> _Stated task_:
Pictures do not belong in your copy. Repeat all the other data exactly.

> _Data excerpt_:
════

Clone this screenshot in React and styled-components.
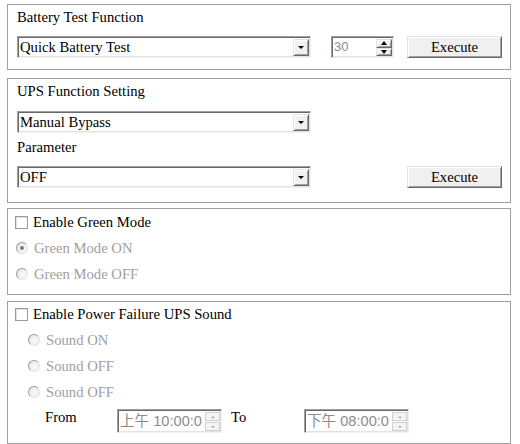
import React from "react";
import styled, { createGlobalStyle } from "styled-components";

const GlobalStyle = createGlobalStyle`
  body {
    margin: 0;
    background: #ffffff;
    font-family: "Liberation Serif", "Times New Roman", serif;
    font-size: 11pt;
    color: #000;
  }
`;

const Page = styled.div`
  width: 504px;
  padding: 4px 0 0 7px;
  display: flex;
  flex-direction: column;
`;

const Panel = styled.div`
  box-sizing: border-box;
  border: 1px solid #a0a0a0;
  margin-top: ${(p) => p.$top || 0}px;
  padding: 0 8px ${(p) => p.$bottom || 0}px ${(p) => p.$left || 9}px;
  display: flex;
  flex-direction: column;
`;

const Title = styled.div`
  height: 24px;
  line-height: 24px;
  margin-bottom: ${(p) => p.$after || 0}px;
  margin-top: ${(p) => p.$before || 0}px;
`;

const Row = styled.div`
  display: flex;
  align-items: center;
  height: 22px;
  justify-content: ${(p) => (p.$spread ? "space-between" : "flex-start")};
`;

const Sunken = styled.div`
  box-sizing: border-box;
  display: flex;
  align-items: stretch;
  border: 1px solid;
  border-color: #a0a0a0 #f0f0f0 #f0f0f0 #a0a0a0;
  box-shadow: inset 1px 1px #696969, inset -1px -1px #e3e3e3;
  background: #fff;
`;

const SelectBox = styled(Sunken)`
  width: 294px;
  height: 22px;
`;

const SelectText = styled.div`
  flex: 1;
  padding-left: 2px;
  line-height: 20px;
  white-space: nowrap;
`;

const RaisedButton = styled.div`
  box-sizing: border-box;
  display: flex;
  align-items: center;
  justify-content: center;
  background: #f0f0f0;
  border: 1px solid;
  border-color: #e3e3e3 #696969 #696969 #e3e3e3;
  box-shadow: inset 1px 1px #ffffff, inset -1px -1px #a0a0a0;
`;

const ArrowButton = styled(RaisedButton)`
  width: 16px;
  margin: 2px 1px 1px 0;
`;

const Triangle = styled.span`
  width: 0;
  height: 0;
  border-left: ${(p) => p.$size || 3}px solid transparent;
  border-right: ${(p) => p.$size || 3}px solid transparent;
  ${(p) => (p.$up ? "border-bottom" : "border-top")}: ${(p) => (p.$size || 3) + 0.5}px solid
    ${(p) => p.$color || "#000"};
`;

const NumberBox = styled(Sunken)`
  width: 63px;
  height: 22px;
  margin-left: 20px;
`;

const ValueText = styled.div`
  flex: 1;
  padding-left: 2px;
  font-family: "Liberation Sans", Arial, "Noto Sans CJK TC", sans-serif;
  font-size: ${(p) => p.$size || 13}px;
  line-height: ${(p) => p.$line || 20}px;
  color: #8c8c8c;
  white-space: nowrap;
  overflow: hidden;
`;

const SpinColumn = styled.div`
  width: ${(p) => p.$width || 16}px;
  margin: 2px 1px 1px 0;
  display: flex;
  flex-direction: column;
  gap: ${(p) => p.$gap || 0}px;
`;

const SpinButton = styled(RaisedButton)`
  flex: 1;
`;

const FaintSpin = styled.div`
  flex: 1;
  box-sizing: border-box;
  display: flex;
  align-items: center;
  justify-content: center;
  background: #f4f4f4;
  border: 1px solid #d0d0d0;
`;

const ExecuteButton = styled(RaisedButton)`
  width: 95px;
  height: 22px;
  margin-left: ${(p) => p.$left || 0}px;
`;

const CheckRow = styled.div`
  display: flex;
  align-items: center;
  height: ${(p) => p.$height || 26}px;
  padding-left: ${(p) => p.$indent || 0}px;
  color: ${(p) => (p.$disabled ? "#a0a0a0" : "#000")};
`;

const CheckBox = styled.span`
  box-sizing: border-box;
  width: 13px;
  height: 13px;
  margin-right: 5px;
  border: 1px solid #9a9a9a;
  background: #fff;
  box-shadow: inset 1px 1px #e0e0e0;
`;

const Radio = styled.span`
  box-sizing: border-box;
  position: relative;
  width: 12px;
  height: 12px;
  margin: 0 6px 0 1px;
  border-radius: 50%;
  border: 1px solid;
  border-color: #9c9c9c #e4e4e4 #e4e4e4 #9c9c9c;
  background: radial-gradient(circle at 60% 60%, #fbfbfb 0, #e8e8e8 75%);

  &::after {
    content: "";
    display: ${(p) => (p.$checked ? "block" : "none")};
    position: absolute;
    left: 3px;
    top: 3px;
    width: 4px;
    height: 4px;
    border-radius: 50%;
    background: #7a7a7a;
  }
`;

const TimeRow = styled.div`
  display: flex;
  align-items: flex-start;
  padding-left: 30px;
`;

const TimeLabel = styled.div`
  width: ${(p) => p.$width}px;
  margin-left: ${(p) => p.$left || 0}px;
  line-height: 24px;
`;

const TimeBox = styled(Sunken)`
  width: 105px;
  height: 24px;
  margin-top: 4px;
`;

const TimeField = ({ value }) => (
  <TimeBox>
    <ValueText $size={14.6} $line={22}>
      {value}
    </ValueText>
    <SpinColumn $width={15} $gap={1}>
      <FaintSpin>
        <Triangle $up $size={2} $color="#a8a8a8" />
      </FaintSpin>
      <FaintSpin>
        <Triangle $size={2} $color="#a8a8a8" />
      </FaintSpin>
    </SpinColumn>
  </TimeBox>
);

const Select = ({ value }) => (
  <SelectBox>
    <SelectText>{value}</SelectText>
    <ArrowButton>
      <Triangle />
    </ArrowButton>
  </SelectBox>
);

const App = () => {
  return (
    <>
      <GlobalStyle />
      <Page>
        <Panel $bottom={11}>
          <Title $after={7}>Battery Test Function</Title>
          <Row>
            <Select value="Quick Battery Test" />
            <NumberBox>
              <ValueText>30</ValueText>
              <SpinColumn>
                <SpinButton>
                  <Triangle $up $size={3.5} />
                </SpinButton>
                <SpinButton>
                  <Triangle $size={3.5} />
                </SpinButton>
              </SpinColumn>
            </NumberBox>
            <ExecuteButton $left={13}>Execute</ExecuteButton>
          </Row>
        </Panel>

        <Panel $top={8} $bottom={14}>
          <Title $after={8}>UPS Function Setting</Title>
          <Row>
            <Select value="Manual Bypass" />
          </Row>
          <Title $before={2} $after={7}>
            Parameter
          </Title>
          <Row $spread>
            <Select value="OFF" />
            <ExecuteButton>Execute</ExecuteButton>
          </Row>
        </Panel>

        <Panel $top={5} $bottom={7} $left={7}>
          <CheckRow>
            <CheckBox />
            Enable Green Mode
          </CheckRow>
          <CheckRow $disabled>
            <Radio $checked />
            Green Mode ON
          </CheckRow>
          <CheckRow $disabled>
            <Radio />
            Green Mode OFF
          </CheckRow>
        </Panel>

        <Panel $top={6} $bottom={10} $left={7}>
          <CheckRow $height={25}>
            <CheckBox />
            Enable Power Failure UPS Sound
          </CheckRow>
          <CheckRow $disabled $indent={12}>
            <Radio />
            Sound ON
          </CheckRow>
          <CheckRow $disabled $indent={12}>
            <Radio />
            Sound OFF
          </CheckRow>
          <CheckRow $disabled $indent={12}>
            <Radio />
            Sound OFF
          </CheckRow>
          <TimeRow>
            <TimeLabel $width={72}>From</TimeLabel>
            <TimeField value="上午 10:00:0" />
            <TimeLabel $width={73} $left={9}>
              To
            </TimeLabel>
            <TimeField value="下午 08:00:0" />
          </TimeRow>
        </Panel>
      </Page>
    </>
  );
};

export default App;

════

> _Full output_:
Clone this screenshot in React and styled-components.
import React from "react";
import styled, { createGlobalStyle } from "styled-components";

const GlobalStyle = createGlobalStyle`
  body {
    margin: 0;
    background: #ffffff;
    font-family: "Liberation Serif", "Times New Roman", serif;
    font-size: 11pt;
    color: #000;
  }
`;

const Page = styled.div`
  width: 504px;
  padding: 4px 0 0 7px;
  display: flex;
  flex-direction: column;
`;

const Panel = styled.div`
  box-sizing: border-box;
  border: 1px solid #a0a0a0;
  margin-top: ${(p) => p.$top || 0}px;
  padding: 0 8px ${(p) => p.$bottom || 0}px ${(p) => p.$left || 9}px;
  display: flex;
  flex-direction: column;
`;

const Title = styled.div`
  height: 24px;
  line-height: 24px;
  margin-bottom: ${(p) => p.$after || 0}px;
  margin-top: ${(p) => p.$before || 0}px;
`;

const Row = styled.div`
  display: flex;
  align-items: center;
  height: 22px;
  justify-content: ${(p) => (p.$spread ? "space-between" : "flex-start")};
`;

const Sunken = styled.div`
  box-sizing: border-box;
  display: flex;
  align-items: stretch;
  border: 1px solid;
  border-color: #a0a0a0 #f0f0f0 #f0f0f0 #a0a0a0;
  box-shadow: inset 1px 1px #696969, inset -1px -1px #e3e3e3;
  background: #fff;
`;

const SelectBox = styled(Sunken)`
  width: 294px;
  height: 22px;
`;

const SelectText = styled.div`
  flex: 1;
  padding-left: 2px;
  line-height: 20px;
  white-space: nowrap;
`;

const RaisedButton = styled.div`
  box-sizing: border-box;
  display: flex;
  align-items: center;
  justify-content: center;
  background: #f0f0f0;
  border: 1px solid;
  border-color: #e3e3e3 #696969 #696969 #e3e3e3;
  box-shadow: inset 1px 1px #ffffff, inset -1px -1px #a0a0a0;
`;

const ArrowButton = styled(RaisedButton)`
  width: 16px;
  margin: 2px 1px 1px 0;
`;

const Triangle = styled.span`
  width: 0;
  height: 0;
  border-left: ${(p) => p.$size || 3}px solid transparent;
  border-right: ${(p) => p.$size || 3}px solid transparent;
  ${(p) => (p.$up ? "border-bottom" : "border-top")}: ${(p) => (p.$size || 3) + 0.5}px solid
    ${(p) => p.$color || "#000"};
`;

const NumberBox = styled(Sunken)`
  width: 63px;
  height: 22px;
  margin-left: 20px;
`;

const ValueText = styled.div`
  flex: 1;
  padding-left: 2px;
  font-family: "Liberation Sans", Arial, "Noto Sans CJK TC", sans-serif;
  font-size: ${(p) => p.$size || 13}px;
  line-height: ${(p) => p.$line || 20}px;
  color: #8c8c8c;
  white-space: nowrap;
  overflow: hidden;
`;

const SpinColumn = styled.div`
  width: ${(p) => p.$width || 16}px;
  margin: 2px 1px 1px 0;
  display: flex;
  flex-direction: column;
  gap: ${(p) => p.$gap || 0}px;
`;

const SpinButton = styled(RaisedButton)`
  flex: 1;
`;

const FaintSpin = styled.div`
  flex: 1;
  box-sizing: border-box;
  display: flex;
  align-items: center;
  justify-content: center;
  background: #f4f4f4;
  border: 1px solid #d0d0d0;
`;

const ExecuteButton = styled(RaisedButton)`
  width: 95px;
  height: 22px;
  margin-left: ${(p) => p.$left || 0}px;
`;

const CheckRow = styled.div`
  display: flex;
  align-items: center;
  height: ${(p) => p.$height || 26}px;
  padding-left: ${(p) => p.$indent || 0}px;
  color: ${(p) => (p.$disabled ? "#a0a0a0" : "#000")};
`;

const CheckBox = styled.span`
  box-sizing: border-box;
  width: 13px;
  height: 13px;
  margin-right: 5px;
  border: 1px solid #9a9a9a;
  background: #fff;
  box-shadow: inset 1px 1px #e0e0e0;
`;

const Radio = styled.span`
  box-sizing: border-box;
  position: relative;
  width: 12px;
  height: 12px;
  margin: 0 6px 0 1px;
  border-radius: 50%;
  border: 1px solid;
  border-color: #9c9c9c #e4e4e4 #e4e4e4 #9c9c9c;
  background: radial-gradient(circle at 60% 60%, #fbfbfb 0, #e8e8e8 75%);

  &::after {
    content: "";
    display: ${(p) => (p.$checked ? "block" : "none")};
    position: absolute;
    left: 3px;
    top: 3px;
    width: 4px;
    height: 4px;
    border-radius: 50%;
    background: #7a7a7a;
  }
`;

const TimeRow = styled.div`
  display: flex;
  align-items: flex-start;
  padding-left: 30px;
`;

const TimeLabel = styled.div`
  width: ${(p) => p.$width}px;
  margin-left: ${(p) => p.$left || 0}px;
  line-height: 24px;
`;

const TimeBox = styled(Sunken)`
  width: 105px;
  height: 24px;
  margin-top: 4px;
`;

const TimeField = ({ value }) => (
  <TimeBox>
    <ValueText $size={14.6} $line={22}>
      {value}
    </ValueText>
    <SpinColumn $width={15} $gap={1}>
      <FaintSpin>
        <Triangle $up $size={2} $color="#a8a8a8" />
      </FaintSpin>
      <FaintSpin>
        <Triangle $size={2} $color="#a8a8a8" />
      </FaintSpin>
    </SpinColumn>
  </TimeBox>
);

const Select = ({ value }) => (
  <SelectBox>
    <SelectText>{value}</SelectText>
    <ArrowButton>
      <Triangle />
    </ArrowButton>
  </SelectBox>
);

const App = () => {
  return (
    <>
      <GlobalStyle />
      <Page>
        <Panel $bottom={11}>
          <Title $after={7}>Battery Test Function</Title>
          <Row>
            <Select value="Quick Battery Test" />
            <NumberBox>
              <ValueText>30</ValueText>
              <SpinColumn>
                <SpinButton>
                  <Triangle $up $size={3.5} />
                </SpinButton>
                <SpinButton>
                  <Triangle $size={3.5} />
                </SpinButton>
              </SpinColumn>
            </NumberBox>
            <ExecuteButton $left={13}>Execute</ExecuteButton>
          </Row>
        </Panel>

        <Panel $top={8} $bottom={14}>
          <Title $after={8}>UPS Function Setting</Title>
          <Row>
            <Select value="Manual Bypass" />
          </Row>
          <Title $before={2} $after={7}>
            Parameter
          </Title>
          <Row $spread>
            <Select value="OFF" />
            <ExecuteButton>Execute</ExecuteButton>
          </Row>
        </Panel>

        <Panel $top={5} $bottom={7} $left={7}>
          <CheckRow>
            <CheckBox />
            Enable Green Mode
          </CheckRow>
          <CheckRow $disabled>
            <Radio $checked />
            Green Mode ON
          </CheckRow>
          <CheckRow $disabled>
            <Radio />
            Green Mode OFF
          </CheckRow>
        </Panel>

        <Panel $top={6} $bottom={10} $left={7}>
          <CheckRow $height={25}>
            <CheckBox />
            Enable Power Failure UPS Sound
          </CheckRow>
          <CheckRow $disabled $indent={12}>
            <Radio />
            Sound ON
          </CheckRow>
          <CheckRow $disabled $indent={12}>
            <Radio />
            Sound OFF
          </CheckRow>
          <CheckRow $disabled $indent={12}>
            <Radio />
            Sound OFF
          </CheckRow>
          <TimeRow>
            <TimeLabel $width={72}>From</TimeLabel>
            <TimeField value="上午 10:00:0" />
            <TimeLabel $width={73} $left={9}>
              To
            </TimeLabel>
            <TimeField value="下午 08:00:0" />
          </TimeRow>
        </Panel>
      </Page>
    </>
  );
};

export default App;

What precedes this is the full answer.